By avoiding the use of jargon and pushing past the obvious or clichéd associations, the taboo technique helps participants generate fresh insights and arrive at a more refined understanding of the concept under discussion. It can be particularly useful for abstract concepts that are difficult to define precisely, as it encourages participants to think more critically and express their thoughts in clearer, more accessible language.


Use this tool if you want to:

  • Enhance understanding: The taboo technique deepens comprehension by pushing participants beyond initial associations.

  • Spark creativity: It stimulates innovative thinking and alternative perspectives.

  • Foster collaboration: Participants work together to generate descriptions free from taboo associations.

  • Promote clarity: Jargon-free language improves communication and accessibility.

  • Improve problem-solving: It aids in tackling complex problems through critical analysis of underlying concepts.


Facilitation Elements

A. Sequence of Steps and Time Allocation (30 minutes)

5 mins

  1. Introduce the word or concept that you wish to define or describe.

  2. Invite each participant to list 5 words or short phrases that they associate with the concept you are exploring.

  3. Ask them to list these on post-it notes - one post-it for each association.

15 mins

  1. Divide the group into small groups of 4 participants each.

  2. Invite the participants to share and compare the associations they generated with the associations the other people in their group generated. (~2 mins).

  3. Ask if there are many overlaps. Or if there were mostly unique associations.

  4. Now instruct the small groups to collaborate to craft a definition for the abstract concept. Tell them that you have decided to make the task slightly more challenging. Their challenge is to create a definition WITHOUT using any of the associations that have been listed on the post-its generated by any member of their small group. In essence all of their first associations are now taboo.

  5. Distribute some sheets of paper for the group to work on as they create their definition.

  6. Distribute a large sheet of paper and a flipchart marker to each group for transcribing their final definition.

~ 5 mins

Invite each team to appoint a speaker to read out their definition to the group at large.

4 mins

Debrief the activity:

Invite the group to share what they experienced as a result of using this technique

  • What did you observe or experience as a result of using this technique?

  • What insights did you have?

  • Can you see yourself using this technique? How?

B. How Groups Are Configured

  • This activity can be done with a group of any size.

  • Divide the large group into smaller groups of 4.

  • If there are more than 5 small groups, modify the report back and instead collect the definitions and post them on a wall for others to see.

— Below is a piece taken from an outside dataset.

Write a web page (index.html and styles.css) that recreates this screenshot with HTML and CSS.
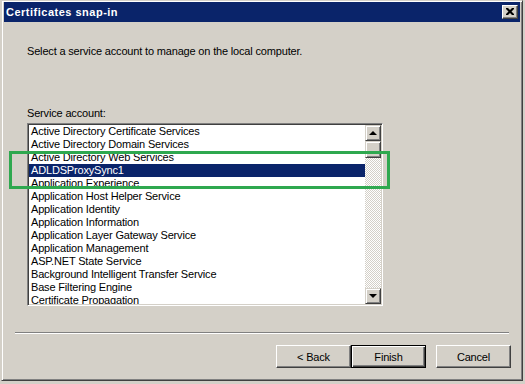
FILE: index.html
```html
<!DOCTYPE html>
<html lang="en">
<head>
    <meta charset="UTF-8">
    <title>Certificates snap-in</title>
    <link rel="stylesheet" href="styles.css">
</head>
<body>
    <div class="window">
        <div class="titlebar">
            <span class="title">Certificates snap-in</span>
            <div class="close-btn">
                <svg width="8" height="7" viewBox="0 0 8 7"><path d="M0 0h2l2 2 2-2h2v1l-2.5 2.5L8 6v1H6L4 5 2 7H0V6l2.5-2.5L0 1z" fill="#000"/></svg>
            </div>
        </div>

        <div class="content">
            <p class="intro">Select a service account to manage on the local computer.</p>

            <label class="field-label">Service account:</label>
            <div class="listbox">
                <ul class="items">
                    <li>Active Directory Certificate Services</li>
                    <li>Active Directory Domain Services</li>
                    <li>Active Directory Web Services</li>
                    <li class="selected">ADLDSProxySync1</li>
                    <li>Application Experience</li>
                    <li>Application Host Helper Service</li>
                    <li>Application Identity</li>
                    <li>Application Information</li>
                    <li>Application Layer Gateway Service</li>
                    <li>Application Management</li>
                    <li>ASP.NET State Service</li>
                    <li>Background Intelligent Transfer Service</li>
                    <li>Base Filtering Engine</li>
                    <li>Certificate Propagation</li>
                </ul>
                <div class="scrollbar">
                    <div class="sb-btn"><span class="arrow-up"></span></div>
                    <div class="sb-thumb"></div>
                    <div class="sb-track"></div>
                    <div class="sb-btn"><span class="arrow-down"></span></div>
                </div>
            </div>

            <div class="separator"></div>

            <div class="buttons">
                <button class="btn">&lt; Back</button>
                <button class="btn btn-default">Finish</button>
                <button class="btn btn-cancel">Cancel</button>
            </div>

            <div class="highlight-box"></div>
        </div>
    </div>
</body>
</html>
```

FILE: styles.css
```css
body {
    margin: 0;
    background-color: #d4d0c8;
    font-family: "Liberation Sans", Arial, sans-serif;
    font-size: 11px;
    color: #000;
    overflow: hidden;
}

.window {
    box-sizing: border-box;
    width: 522px;
    height: 381px;
    margin-left: 1px;
    padding: 1px 2px 2px 2px;
    background-color: #d4d0c8;
    border: 1px solid;
    border-color: #d4d0c8 #404040 #404040 #d4d0c8;
    box-shadow: inset 1px 1px #fff, inset -1px -1px #808080;
    display: flex;
    flex-direction: column;
}

.titlebar {
    height: 20px;
    background-color: #0a246a;
    display: flex;
    align-items: center;
    justify-content: space-between;
    padding: 0 2px 0 2px;
}

.title {
    color: #fff;
    font-weight: bold;
    letter-spacing: 0.5px;
}

.close-btn {
    box-sizing: border-box;
    width: 16px;
    height: 14px;
    background-color: #d4d0c8;
    border: 1px solid;
    border-color: #fff #404040 #404040 #fff;
    box-shadow: inset -1px -1px #808080;
    display: flex;
    align-items: center;
    justify-content: center;
}

.close-btn svg {
    display: block;
    margin: 0 1px 1px 0;
}

.content {
    position: relative;
    flex: 1;
    padding-left: 23px;
}

.intro {
    margin: 23px 0 0 0;
    line-height: 13px;
    letter-spacing: -0.17px;
}

.field-label {
    display: block;
    margin-top: 49px;
    line-height: 13px;
    letter-spacing: -0.17px;
}

.listbox {
    box-sizing: border-box;
    width: 356px;
    height: 183px;
    margin-top: 3px;
    background-color: #fff;
    border: 1px solid;
    border-color: #808080 #fff #fff #808080;
    box-shadow: inset 1px 1px #404040, inset -1px -1px #d4d0c8;
    padding: 1px 1px 1px 1px;
    display: flex;
}

.items {
    flex: 1;
    list-style: none;
    margin: 0;
    padding: 0;
    overflow: hidden;
}

.items li {
    height: 13px;
    line-height: 13px;
    padding-left: 2px;
    white-space: nowrap;
    letter-spacing: -0.17px;
}

.items li.selected {
    background-color: #0a246a;
    color: #fff;
}

.scrollbar {
    width: 16px;
    display: flex;
    flex-direction: column;
}

.sb-btn,
.sb-thumb {
    box-sizing: border-box;
    height: 16px;
    background-color: #d4d0c8;
    border: 1px solid;
    border-color: #d4d0c8 #404040 #404040 #d4d0c8;
    box-shadow: inset 1px 1px #fff, inset -1px -1px #808080;
    display: flex;
    align-items: center;
    justify-content: center;
}

.sb-thumb {
    height: 17px;
}

.sb-track {
    flex: 1;
    background: repeating-conic-gradient(#d4d0c8 0 25%, #fff 0 50%) 0 0 / 2px 2px;
}

.arrow-up,
.arrow-down {
    width: 0;
    height: 0;
    border-left: 4px solid transparent;
    border-right: 4px solid transparent;
}

.arrow-up {
    border-bottom: 4px solid #000;
    margin-bottom: 1px;
}

.arrow-down {
    border-top: 4px solid #000;
}

.separator {
    width: 494px;
    margin: 26px 0 0 -12px;
    border-top: 1px solid #808080;
    border-bottom: 1px solid #fff;
}

.buttons {
    display: flex;
    justify-content: flex-end;
    margin-top: 11px;
    padding-right: 9px;
}

.btn {
    box-sizing: border-box;
    width: 75px;
    height: 23px;
    padding: 0;
    font-family: inherit;
    font-size: 11px;
    letter-spacing: -0.17px;
    color: #000;
    background-color: #d4d0c8;
    border: 1px solid;
    border-color: #fff #404040 #404040 #fff;
    box-shadow: inset -1px -1px #808080;
}

.btn-default {
    border-color: #000;
    box-shadow: inset 1px 1px #fff, inset -1px -1px #404040, inset -2px -2px #808080;
}

.btn-cancel {
    margin-left: 10px;
}

.highlight-box {
    position: absolute;
    left: 5px;
    top: 129px;
    width: 381px;
    height: 38px;
    box-sizing: border-box;
    border: 3px solid #2ea84f;
}
```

C. How Space Is Arranged and Materials Needed

  • Unlimited number of groups

  • Seating for small groups of 4

  • Post-its

  • Sharpie markers

  • Paper for working on drafts

  • Flip chart paper or (11 X17) paper for transcribing definitions

  • Flip chart pens

Tips and Watchouts

  • Emphasize that the goal is to explore and expand understanding, not to critique or dismiss initial associations.

  • Encourage active engagement and collaboration among participants. Prompt them to build upon each other's ideas and develop a collective understanding.

  • Emphasize clarity and simplicity: Encourage participants to express their thoughts using clear and accessible language. Prompt them to avoid jargon and focus on concise descriptions that represent the essence of the associations they had listed.

Riffs and Variations

  • A possible build on this activity can be created by collecting all the post-its with the initial association and clustering them to discover emergent themes. You might then allocate a theme to a small group of 5 participants and ask them to create a presentation that explores just that element of the concept. For example when listing associations related to the concept of “creativity” - the emergent themes generally include references to:

  • creative attributes,

  • creative processes, and

  • creative outcomes.

You could ask a small group to unpack creative attributes, another to unpack the creative process, and a third to unpack creative outcomes.


Attribution:

The Taboo technique was developed by Ismet Mamnoon at the CREA Conference in 2013.